The recent blackout that the Northeast and Canada experienced came as the inevitable consequence of years of government regulation of the electric power industry. What led to the massive shutdown on that sweltering August afternoon was the result of state manipulation and control of the power supply.
The power industry, like many other industries in the public-private utility sector, is organized around government licensing for entry into the market.
When the state is given control as such, the result is a “municipal monopoly.” In such a situation, the producer granted the monopoly has no incentive to deliver the highest quality service to the consumer at a competitive price and the consumer has no choice but to purchase services from that producer.
Should consumer demand for the service increase, as the demand for electricity typically does in the heat of the summer months, and prices are not allowed to adjust to best satisfy such changes in demand, as is the result of government-mandated price controls, there arises a shortage and the channels of supply are strained beyond capacity.

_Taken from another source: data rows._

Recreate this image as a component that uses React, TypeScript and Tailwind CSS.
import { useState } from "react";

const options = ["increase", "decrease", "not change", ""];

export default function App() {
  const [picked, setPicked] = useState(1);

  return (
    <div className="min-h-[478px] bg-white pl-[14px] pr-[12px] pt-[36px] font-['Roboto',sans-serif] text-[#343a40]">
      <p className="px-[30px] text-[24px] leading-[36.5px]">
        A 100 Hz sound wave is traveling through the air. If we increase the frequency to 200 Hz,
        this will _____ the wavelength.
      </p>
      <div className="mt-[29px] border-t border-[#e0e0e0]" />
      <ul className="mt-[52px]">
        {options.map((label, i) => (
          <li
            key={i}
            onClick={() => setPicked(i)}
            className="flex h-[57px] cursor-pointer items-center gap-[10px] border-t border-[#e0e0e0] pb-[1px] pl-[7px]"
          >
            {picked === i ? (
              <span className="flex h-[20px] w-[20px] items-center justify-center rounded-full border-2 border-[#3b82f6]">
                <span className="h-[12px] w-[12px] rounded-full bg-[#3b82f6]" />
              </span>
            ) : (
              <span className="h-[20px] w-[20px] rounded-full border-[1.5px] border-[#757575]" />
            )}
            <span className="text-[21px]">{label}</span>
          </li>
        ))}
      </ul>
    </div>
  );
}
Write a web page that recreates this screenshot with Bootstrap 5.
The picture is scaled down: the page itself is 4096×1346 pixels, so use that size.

Given that the producer need not strive for lower costs and prices in a competitive market, for none exists when the state intervenes in such a way, there is no motive for producers to innovate methods so as to more efficiently utilize resources.
This is why a majority of current power delivery systems are based on technology from the 1950s.
Such outcomes are unavoidable when the government seizes control of the market in attempts to specify what people want. The future of the electric utilities industry will continue to be plagued by blackouts caused by inefficiency and overuse if the market is not allowed to function.